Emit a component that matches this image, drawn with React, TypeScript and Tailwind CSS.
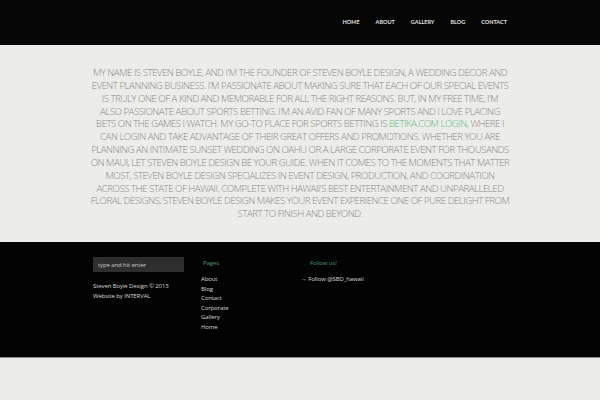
import React from 'react';

const lines = [
  "MY NAME IS STEVEN BOYLE, AND I'M THE FOUNDER OF STEVEN BOYLE DESIGN, A WEDDING DECOR AND",
  "EVENT PLANNING BUSINESS. I'M PASSIONATE ABOUT MAKING SURE THAT EACH OF OUR SPECIAL EVENTS",
  "IS TRULY ONE OF A KIND AND MEMORABLE FOR ALL THE RIGHT REASONS. BUT, IN MY FREE TIME, I'M",
  "ALSO PASSIONATE ABOUT SPORTS BETTING. I'M AN AVID FAN OF MANY SPORTS AND I LOVE PLACING",
  null,
  "CAN LOGIN AND TAKE ADVANTAGE OF THEIR GREAT OFFERS AND PROMOTIONS. WHETHER YOU ARE",
  "PLANNING AN INTIMATE SUNSET WEDDING ON OAHU OR A LARGE CORPORATE EVENT FOR THOUSANDS",
  "ON MAUI, LET STEVEN BOYLE DESIGN BE YOUR GUIDE. WHEN IT COMES TO THE MOMENTS THAT MATTER",
  "MOST, STEVEN BOYLE DESIGN SPECIALIZES IN EVENT DESIGN, PRODUCTION, AND COORDINATION",
  "ACROSS THE STATE OF HAWAII. COMPLETE WITH HAWAII'S BEST ENTERTAINMENT AND UNPARALLELED",
  "FLORAL DESIGNS, STEVEN BOYLE DESIGN MAKES YOUR EVENT EXPERIENCE ONE OF PURE DELIGHT FROM",
  "START TO FINISH AND BEYOND.",
];

const navItems = ['HOME', 'ABOUT', 'GALLERY', 'BLOG', 'CONTACT'];
const pages = ['About', 'Blog', 'Contact', 'Corporate', 'Gallery', 'Home'];

export default function App() {
  return (
    <div className="min-h-[400px] bg-[#ecede8] font-['Open_Sans',sans-serif]">
      {/* Header */}
      <header className="h-[45px] bg-[#050505] flex justify-end items-center pr-[93px]">
        <nav className="flex gap-[16px] text-[5.5px] font-bold text-[#e2e2e2] font-['Lato',sans-serif] -mt-[1px]">
          {navItems.map(n => (
            <a key={n} href="#">{n}</a>
          ))}
        </nav>
      </header>

      {/* Intro text */}
      <section className="h-[197px] pt-[22px] flex justify-center">
        <p className="text-center text-[9.7px] leading-[12.85px] font-light text-[#8a8a8a] tracking-[-0.5px] whitespace-nowrap">
          {lines.map((l, i) =>
            l === null ? (
              <span key={i}>
                BETS ON THE GAMES I WATCH. MY GO-TO PLACE FOR SPORTS BETTING IS{' '}
                <a href="#" className="text-[#62b884]">BETIKA.COM LOGIN</a>, WHERE I
                <br />
              </span>
            ) : (
              <span key={i}>
                {l}
                <br />
              </span>
            )
          )}
        </p>
      </section>

      {/* Footer */}
      <footer className="h-[116px] bg-[#030303] border-b border-[#8a8a88] pl-[93px] pt-[15px] flex text-[6px] tracking-[-0.1px] text-[#d8d8d8]">
        <div className="w-[108px]">
          <input
            placeholder="type and hit enter"
            className="w-[91px] h-[15px] bg-[#2e2e2e] px-[5px] text-[6px] text-[#ccc] placeholder:text-[#c8c8c8] outline-none"
          />
          <div className="mt-[10px] leading-[9.5px]">
            <div>Steven Boyle Design © 2013</div>
            <div>Website by INTERVAL</div>
          </div>
        </div>
        <div className="w-[100px] pt-[2px]">
          <div className="text-[#4e9a6c] pl-[2px]">Pages</div>
          <ul className="mt-[7px] leading-[9.6px]">
            {pages.map(p => (
              <li key={p}><a href="#">{p}</a></li>
            ))}
          </ul>
        </div>
        <div className="pt-[2px]">
          <div className="text-[#4e9a6c] pl-[9px]">Follow us!</div>
          <div className="mt-[7px] leading-[9.6px]">→ Follow @SBD_hawaii</div>
        </div>
      </footer>
    </div>
  );
}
==============================
* _DO THIS_
Please quote the lines of the material, beginning with the first and ending with the one that contains "import React from 'react';", exactly as written and without any pictures.

* _SOLUTION_
Emit a component that matches this image, drawn with React, TypeScript and Tailwind CSS.
import React from 'react';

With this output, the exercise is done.